When I was much younger (yeah, I can remember that far back) I used to say a silly little ditty...
"I love myself, I love me so...
I took myself to the picture show.
I put my arm around my waist...
I got so fresh, I slapped my face!"
Okay, it's more than silly, huh? Well, that was back in the 'silly days'. Now I'm all grown up, so to speak. Grown up in ever so many ways...but oh so young and silly in just as many ways!
I'm smiling.
You might say I'm a part of the jet set...the poorer kind, that is! I travel around the world in jets but never in the business class or even more jet setter...never in first class! I must admit I'd love to make those horribly long flights to and from China in those wonderful, roomy seats but oh wow...that's enough money to pay for about four of our economy flights.
I'm smiling.
I've lived in all types of homes, apartments and RV's...teeny to large, new to built in 1859's. One bedrooms to five...one story to four stories. Even lived in a pink German house...woohoo!

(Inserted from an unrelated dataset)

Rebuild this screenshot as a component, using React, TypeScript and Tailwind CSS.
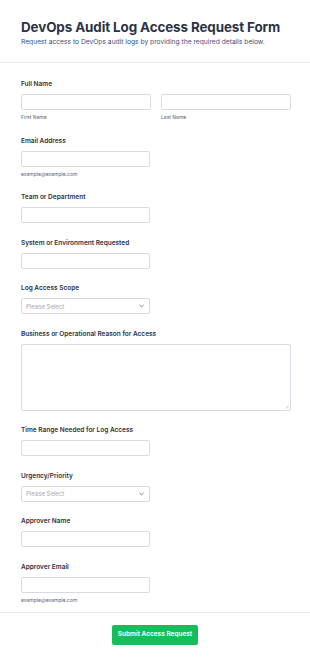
import React from "react";

const Label = ({ children }: { children: React.ReactNode }) => (
  <div className="text-[6.5px] leading-[10px] font-semibold text-[#2c3345]">{children}</div>
);

const Sub = ({ children }: { children: React.ReactNode }) => (
  <div className="mt-[4px] text-[5px] leading-[7px] text-[#57647e]">{children}</div>
);

const Input = ({ w = "w-[129px]" }: { w?: string }) => (
  <div className={`${w} h-[16px] rounded-[2px] border border-[#d8dae4] bg-white`} />
);

const Select = () => (
  <div className="w-[129px] h-[16px] rounded-[2px] border border-[#d8dae4] bg-white flex items-center justify-between pl-[4px] pr-[5px]">
    <span className="text-[6px] text-[#a0a7b8]">Please Select</span>
    <svg width="5" height="4" viewBox="0 0 10 6" fill="none">
      <path d="M1.5 1.5 L5 4.5 L8.5 1.5" stroke="#57647e" strokeWidth="1.6" strokeLinecap="round" strokeLinejoin="round" />
    </svg>
  </div>
);

const Field = ({ label, children }: { label: string; children: React.ReactNode }) => (
  <div className="flex flex-col">
    <Label>{label}</Label>
    <div className="mt-[5px]">{children}</div>
  </div>
);

export default function App() {
  return (
    <div className="w-[310px] h-[661px] bg-white overflow-hidden" style={{ fontFamily: "Inter, 'Noto Sans', sans-serif" }}>
      <div className="pl-[21px] pr-[19px] pt-[17px] pb-[16px] border-b border-[#e9eaee]">
        <h1 className="text-[13.4px] leading-[20px] font-bold text-[#2c3345] tracking-[-0.1px]">DevOps Audit Log Access Request Form</h1>
        <p className="text-[6.7px] leading-[8px] text-[#3e5079] mt-[1px]">Request access to DevOps audit logs by providing the required details below.</p>
      </div>
      <div className="pl-[21px] pr-[19px] pt-[16px] pb-[8px] flex flex-col gap-[14.5px] border-b border-[#e9eaee]">
        <Field label="Full Name">
          <div className="flex gap-[10px]">
            <div className="flex-1">
              <Input w="w-full" />
              <Sub>First Name</Sub>
            </div>
            <div className="flex-1">
              <Input w="w-full" />
              <Sub>Last Name</Sub>
            </div>
          </div>
        </Field>
        <Field label="Email Address">
          <Input />
          <Sub>example@example.com</Sub>
        </Field>
        <Field label="Team or Department">
          <Input />
        </Field>
        <Field label="System or Environment Requested">
          <Input />
        </Field>
        <Field label="Log Access Scope">
          <Select />
        </Field>
        <Field label="Business or Operational Reason for Access">
          <div className="relative w-full h-[67px] rounded-[2px] border border-[#d8dae4] bg-white">
            <svg className="absolute right-[1px] bottom-[1px]" width="4" height="4" viewBox="0 0 4 4">
              <path d="M3.5 0.5 L0.5 3.5 M3.5 2 L2 3.5" stroke="#b8bcc8" strokeWidth="0.6" />
            </svg>
          </div>
        </Field>
        <Field label="Time Range Needed for Log Access">
          <Input />
        </Field>
        <Field label="Urgency/Priority">
          <Select />
        </Field>
        <Field label="Approver Name">
          <Input />
        </Field>
        <Field label="Approver Email">
          <Input />
          <Sub>example@example.com</Sub>
        </Field>
      </div>
      <div className="flex justify-center pt-[12px]">
        <button className="h-[20px] w-[86px] rounded-[2px] bg-[#18bd5b] text-white text-[6.5px] font-semibold">Submit Access Request</button>
      </div>
    </div>
  );
}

M and I began our life together in a little cracker box...and it seems we will end our life together in a little cottage.
I'm smiling.
When I met Michael I wasn't yet a Christian...all my life I was faithfully in worship and bible classes but I was so shy I couldn't force myself to be immersed before such a crowd of people! Silly but back then that's when it seemed proper to 'do it'.
One night I braced myself and forced my sister to be my partner and we shook up front together...(hey, I'm a coward). M picked me up afterwards 'cause he was working and didn't get off early enough and the two of us floated away on cloud nine...ooh, we were in total love!
I'm smiling.
Now, I seem to find myself smiling more and more...and it's about God, my wonderful Father. I think of how much He loves and cares for me...me! Me, the one who has been so terribly rebellious at times...too often to mention. Me, the one who won't talk to Him when I'm angry or disappointed. Me, the one who too many times tuck Him away when around someone I really want to 'impress'.
Why should He, how could He be so caring, so forgiving, so...everything?
When you read God's Word, you must constantly be saying to yourself,
''It is talking to me, and about me''.
Soren Kierkegaard
He's the one I think so much about these days...I'm constantly saying to myself...
'He's talking to me; He's talking about me'
and...
Hey, this piece could go on and on...maybe I'll carry some over to the next post...yes?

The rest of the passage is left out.